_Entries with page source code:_
——
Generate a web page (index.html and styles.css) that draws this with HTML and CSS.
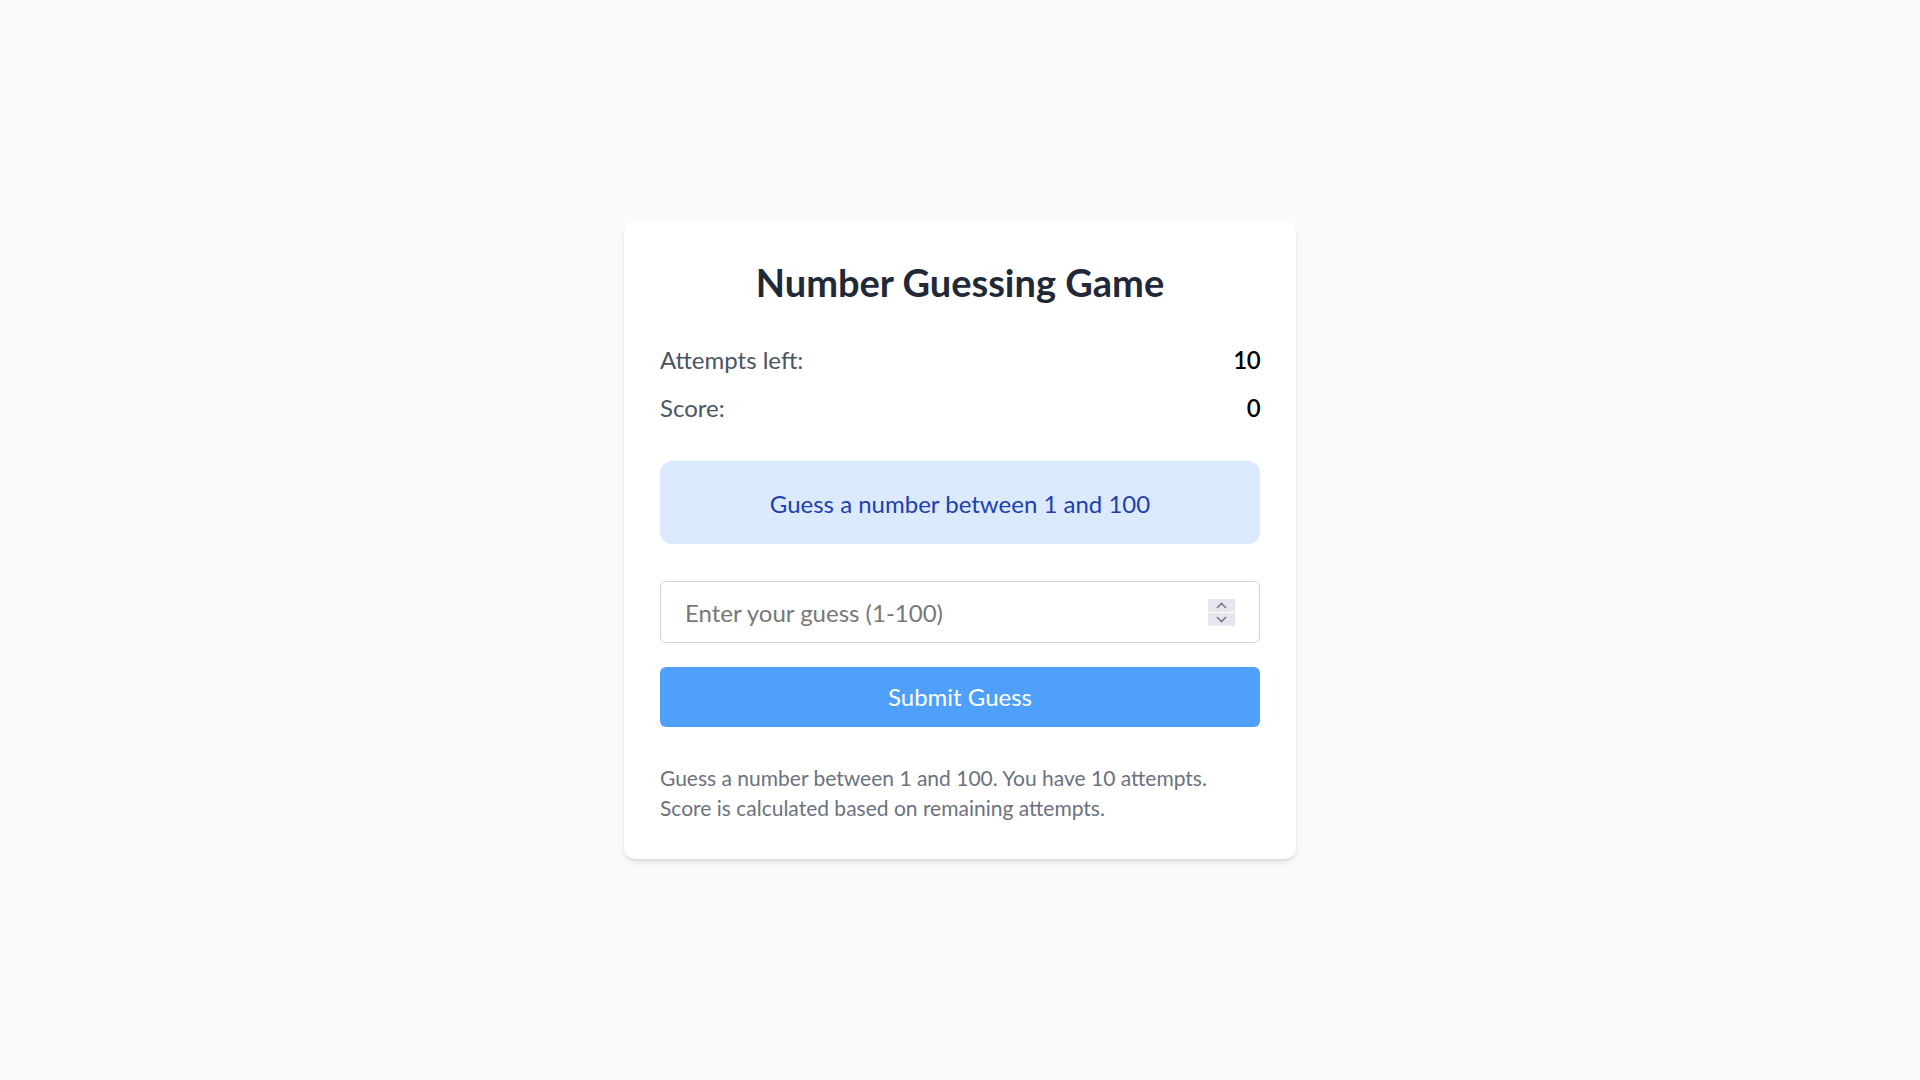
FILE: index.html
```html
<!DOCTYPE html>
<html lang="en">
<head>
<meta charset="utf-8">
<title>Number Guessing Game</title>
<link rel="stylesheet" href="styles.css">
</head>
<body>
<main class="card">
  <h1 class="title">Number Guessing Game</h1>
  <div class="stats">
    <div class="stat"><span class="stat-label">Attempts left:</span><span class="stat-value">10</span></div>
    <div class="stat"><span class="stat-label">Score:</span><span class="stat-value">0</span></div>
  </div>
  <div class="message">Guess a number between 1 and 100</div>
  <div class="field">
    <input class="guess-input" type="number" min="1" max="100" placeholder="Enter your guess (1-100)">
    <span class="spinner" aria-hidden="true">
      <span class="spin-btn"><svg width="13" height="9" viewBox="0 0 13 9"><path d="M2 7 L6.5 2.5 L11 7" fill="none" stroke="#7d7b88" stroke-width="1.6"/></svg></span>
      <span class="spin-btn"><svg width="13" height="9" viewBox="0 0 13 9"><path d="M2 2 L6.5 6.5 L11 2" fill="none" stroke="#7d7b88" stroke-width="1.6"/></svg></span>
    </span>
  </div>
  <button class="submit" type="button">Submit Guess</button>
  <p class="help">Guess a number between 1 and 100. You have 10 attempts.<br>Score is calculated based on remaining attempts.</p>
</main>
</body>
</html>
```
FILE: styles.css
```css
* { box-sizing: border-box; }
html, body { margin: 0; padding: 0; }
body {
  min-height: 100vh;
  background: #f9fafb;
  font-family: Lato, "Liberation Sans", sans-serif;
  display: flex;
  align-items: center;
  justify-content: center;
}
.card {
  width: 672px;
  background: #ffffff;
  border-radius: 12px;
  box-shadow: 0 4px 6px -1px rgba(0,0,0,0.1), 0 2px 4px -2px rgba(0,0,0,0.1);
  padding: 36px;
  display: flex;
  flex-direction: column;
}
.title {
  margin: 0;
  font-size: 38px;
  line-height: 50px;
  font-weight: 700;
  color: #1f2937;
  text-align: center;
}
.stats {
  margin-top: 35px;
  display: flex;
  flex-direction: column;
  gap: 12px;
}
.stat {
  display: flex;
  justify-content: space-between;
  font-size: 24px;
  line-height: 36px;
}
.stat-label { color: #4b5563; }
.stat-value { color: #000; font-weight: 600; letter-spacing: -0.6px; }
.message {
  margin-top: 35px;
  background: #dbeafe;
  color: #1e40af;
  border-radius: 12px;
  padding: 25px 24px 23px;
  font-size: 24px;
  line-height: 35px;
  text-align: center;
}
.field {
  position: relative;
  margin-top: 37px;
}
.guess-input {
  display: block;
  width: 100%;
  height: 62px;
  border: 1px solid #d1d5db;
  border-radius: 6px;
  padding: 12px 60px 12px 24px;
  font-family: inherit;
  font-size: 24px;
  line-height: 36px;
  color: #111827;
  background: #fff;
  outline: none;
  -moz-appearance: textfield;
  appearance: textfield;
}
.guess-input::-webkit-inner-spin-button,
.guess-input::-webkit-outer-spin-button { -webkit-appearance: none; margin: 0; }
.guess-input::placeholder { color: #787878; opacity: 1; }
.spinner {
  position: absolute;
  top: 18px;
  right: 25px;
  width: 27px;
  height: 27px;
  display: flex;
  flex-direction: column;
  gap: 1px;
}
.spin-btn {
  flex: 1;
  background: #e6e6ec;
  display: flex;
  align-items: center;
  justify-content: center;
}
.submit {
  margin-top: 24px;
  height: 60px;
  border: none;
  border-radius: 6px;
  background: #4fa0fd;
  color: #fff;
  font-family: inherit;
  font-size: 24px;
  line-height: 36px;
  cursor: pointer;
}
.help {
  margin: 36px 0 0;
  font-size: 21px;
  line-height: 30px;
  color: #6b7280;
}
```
——
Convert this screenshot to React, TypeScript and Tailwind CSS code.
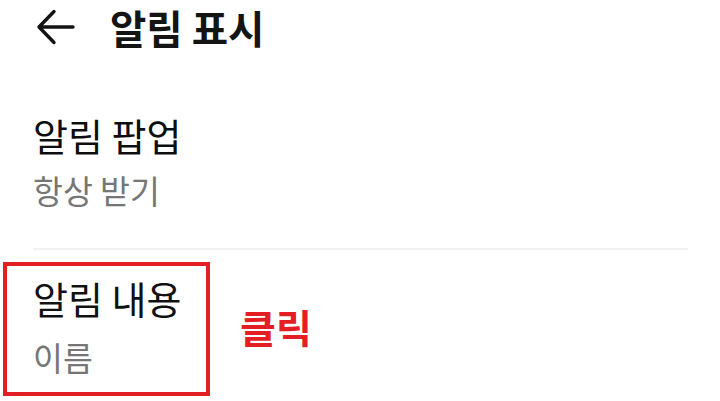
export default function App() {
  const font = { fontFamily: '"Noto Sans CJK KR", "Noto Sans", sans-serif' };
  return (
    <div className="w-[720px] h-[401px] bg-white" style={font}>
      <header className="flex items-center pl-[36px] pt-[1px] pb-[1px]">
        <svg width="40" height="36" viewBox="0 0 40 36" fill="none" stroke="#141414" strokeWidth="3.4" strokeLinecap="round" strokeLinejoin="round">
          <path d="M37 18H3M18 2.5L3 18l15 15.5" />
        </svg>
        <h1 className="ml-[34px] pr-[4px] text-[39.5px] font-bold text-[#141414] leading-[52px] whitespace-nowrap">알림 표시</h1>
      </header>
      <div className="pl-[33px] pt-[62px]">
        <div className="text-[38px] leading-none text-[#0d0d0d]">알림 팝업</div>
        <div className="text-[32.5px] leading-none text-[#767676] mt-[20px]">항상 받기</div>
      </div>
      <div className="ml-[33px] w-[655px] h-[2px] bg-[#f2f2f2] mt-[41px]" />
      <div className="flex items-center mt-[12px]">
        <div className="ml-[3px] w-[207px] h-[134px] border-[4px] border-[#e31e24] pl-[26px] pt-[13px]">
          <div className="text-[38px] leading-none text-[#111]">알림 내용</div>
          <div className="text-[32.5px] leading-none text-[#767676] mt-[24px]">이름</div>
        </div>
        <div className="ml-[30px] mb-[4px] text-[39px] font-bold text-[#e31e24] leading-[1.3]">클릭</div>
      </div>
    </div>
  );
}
——
_SHORT TASK:_ Every line that holds the string "styles" should be returned.

_RESULT OF THIS EXERCISE:_
Generate a web page (index.html and styles.css) that draws this with HTML and CSS.
<link rel="stylesheet" href="styles.css">
FILE: styles.css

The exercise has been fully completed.